One last snort about this subject, coming from a working mom's perspective. Alpha Mom is a working mom, but we don't see eye-to-eye on this. Working and being a parent is hard. So much time spent away from my children, wanting to be a part of so many of their early experiences because all too soon I won't be a large part of their lives anymore. Worrying about them now, and their future. Fretting over mistakes made and mistakes that will be made. Running scenarios through my head late at night, trying to think of the perfect answer to life's troubles from not being invited to her first school dance to what to do when her boyfriend pushes her to have sex. I WANT to be there for them.
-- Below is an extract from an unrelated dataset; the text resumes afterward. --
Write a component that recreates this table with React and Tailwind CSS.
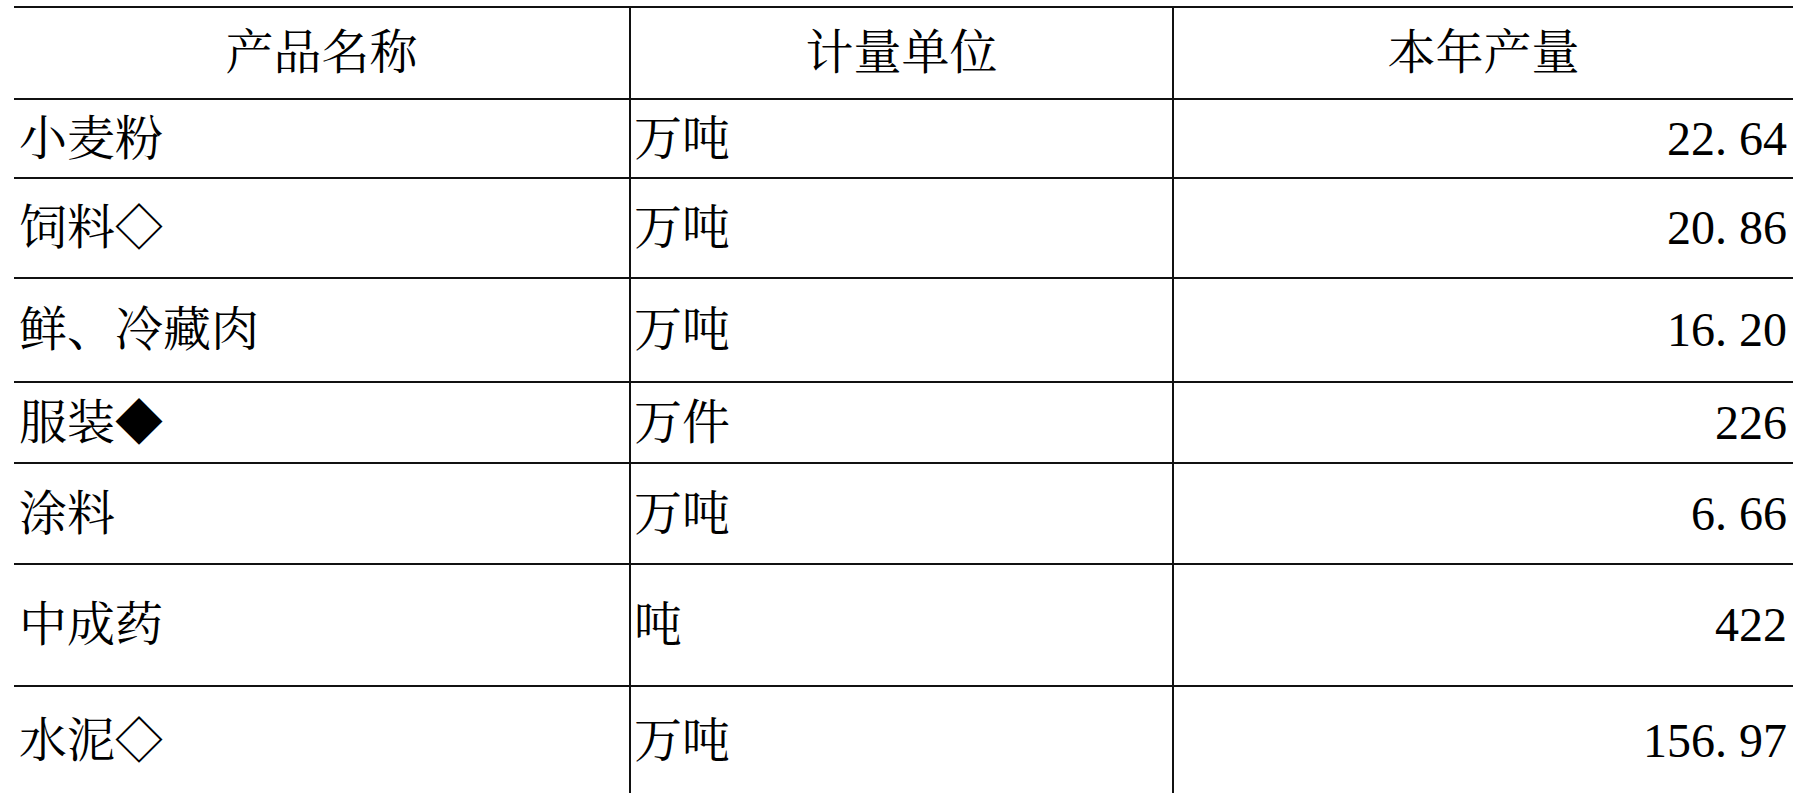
// App.jsx — 产品产量表 (product output table)
const rows = [
    { name: '小麦粉', unit: '万吨', value: '22.64', h: 'h-[79px]' },
    { name: '饲料◇', unit: '万吨', value: '20.86', h: 'h-[100px]' },
    { name: '鲜、冷藏肉', unit: '万吨', value: '16.20', h: 'h-[104px]' },
    { name: '服装◆', unit: '万件', value: '226', h: 'h-[81px]' },
    { name: '涂料', unit: '万吨', value: '6.66', h: 'h-[101px]' },
    { name: '中成药', unit: '吨', value: '422', h: 'h-[122px]' },
    { name: '水泥◇', unit: '万吨', value: '156.97', h: 'h-[110px]' },
]

// SimSun-style numbers: the period takes a full half-width cell
function Num({ value }) {
    const [int, frac] = value.split('.')
    if (frac === undefined) return <span>{int}</span>
    return (
        <span>
            {int}.<span className="inline-block w-[12px]"></span>{frac}
        </span>
    )
}

export default function App() {
    return (
        <div className="min-h-screen bg-white pt-[6px] pl-[14px] font-['Liberation_Serif','Noto_Serif_CJK_SC','Noto_Sans_CJK_SC',serif] text-[48px] leading-none text-black">
            <div className="w-[1779px] border-t-2 border-[#111]">
                {/* Header */}
                <div className="grid grid-cols-[615px_543px_621px] h-[92px] border-b-2 border-[#111]">
                    <div className="flex items-center justify-center">产品名称</div>
                    <div className="flex items-center justify-center border-l-2 border-[#111]">计量单位</div>
                    <div className="flex items-center justify-center border-l-2 border-[#111]">本年产量</div>
                </div>

                {rows.map((r) => (
                    <div key={r.name} className={`grid grid-cols-[615px_543px_621px] border-b-2 border-[#111] ${r.h}`}>
                        <div className="flex items-center pl-[5px]">{r.name}</div>
                        <div className="flex items-center pl-[3px] border-l-2 border-[#111]">{r.unit}</div>
                        <div className="flex items-center justify-end pr-[6px] border-l-2 border-[#111]">
                            <Num value={r.value} />
                        </div>
                    </div>
                ))}
            </div>
        </div>
    )
}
Alpha Mom says that's what she wants, I think, but she doesn't do it herself, she hires others to do it. She puts in over 100 hours a week in the office and gets upset if she gets more than four hours of sleep a night. Ok, that works for some folks, I'm not going to deny parents solutions that meet everyone's needs. But she puts up this unrealistic goal: Do it all, give your child the best, work hard, play hard, take care of yourself. She thinks she's doing this, but in my eyes, she's missing the "brass ring" she was looking for - she's missing out on raising her child, and sharing that joy with her partner. And she's advocating this impossible ideal out there to other moms, who see that brass ring and want it and everything else as well thanks to Alpha Mom marketing. She's deluding herself, and she's deluding all those new, scared, panicy moms as well.

I have enough guilt already about being a working mom. I don't need Alpha Mom to pile on any more, thank you.

1 Comments:

At 2:30 AM, June 20, 2005, Blogger Tulipmania said...

I agree, Daddy's can be just as good at being home with the kids as moms can. I know plenty of wonderful stay at home dads and they are great parents!